Roundtable – The James Comey Firing

The Roundtable is a conversation about the news among Torchlight’s writers and editors. The transcript has been lightly edited for clarity, and all citations and links were added after the fact. The conversation happened May 14.

Josh Kyu Saiewitz

Welcome to the Roundtable, Torchlight’s weekly discussion of news and events. With us this week are Politics Editor Christopher Dahlin, Junior Managing Editor David Schmitz, our Tech Lead James Griffith, Artistic Director Blake Smisko, Contributor Adam Lavigne, and myself, Senior Managing Editor Josh Kyu Saiewitz. I’m filling in this week for our Editor-in-Chief, Tom Rich. Today’s topic: the Comey firing, and the flurry of updates we’ve had since this story broke Thursday.

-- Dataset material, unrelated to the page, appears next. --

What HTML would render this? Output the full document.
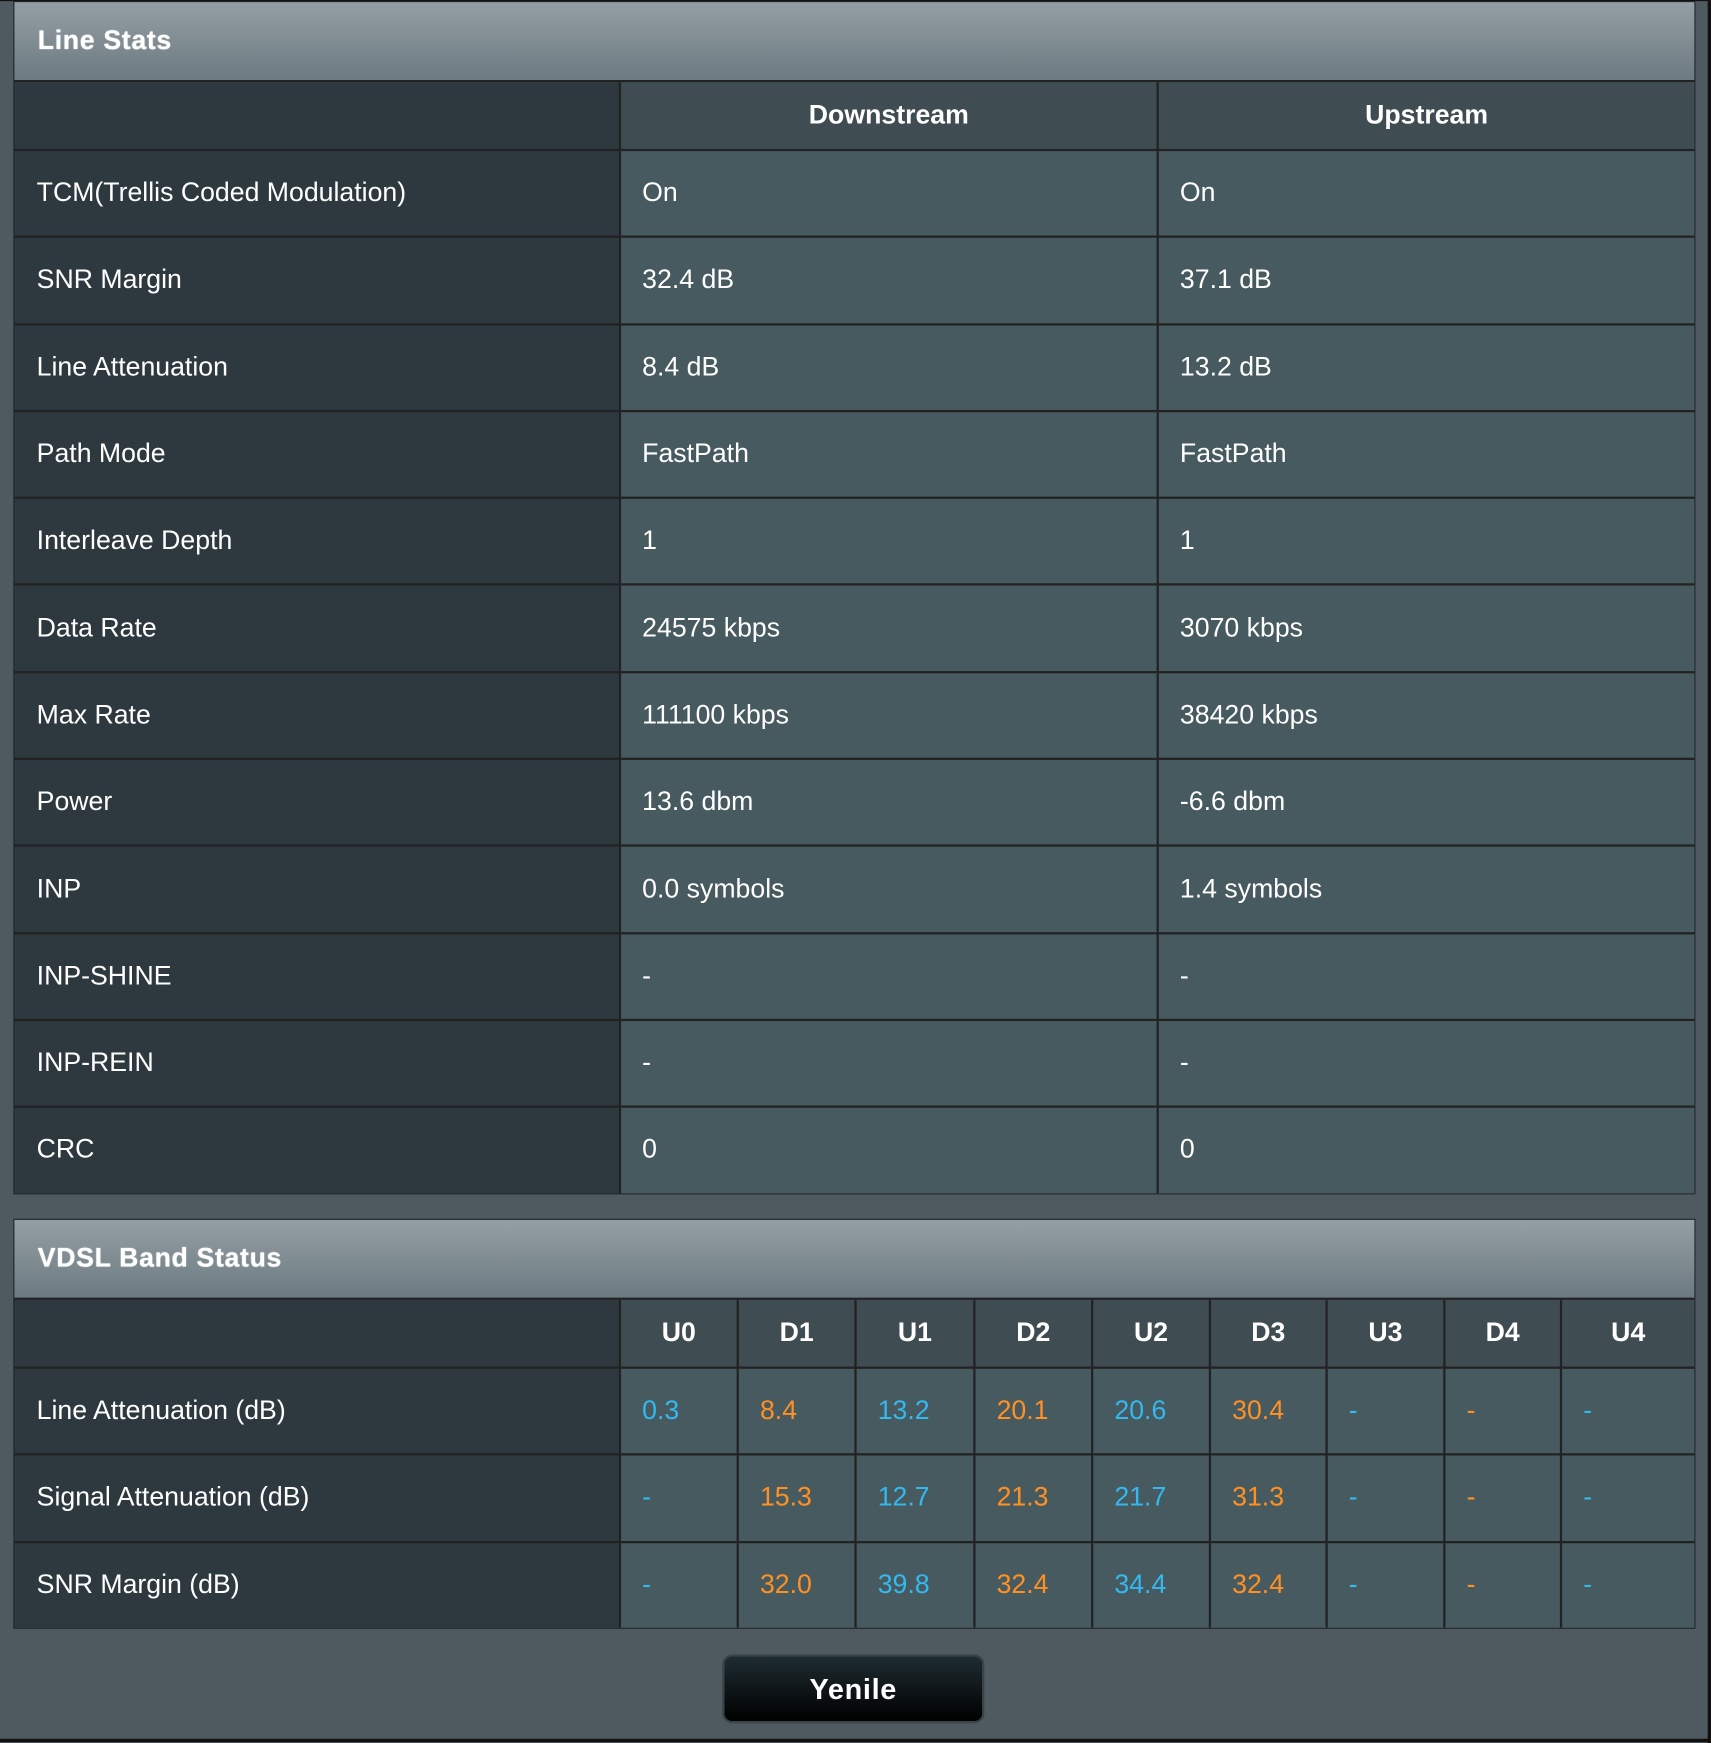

By now most people are aware that Trump fired FBI Director James Comey last Tuesday. The reason given, in a recommendation letter from Deputy AG Rosenstein and AG Sessions, was Comey’s handling of the Clinton email investigation during the 2016 campaign, but that has since been disputed by Rosenstein and the White House itself, with Trump and WH spokespeople basically admitting that the firing was meant to change the way the investigation into connections between Russia and Trump and his campaign was progressing or presented.

With all that context, let’s try and break this down piece by piece.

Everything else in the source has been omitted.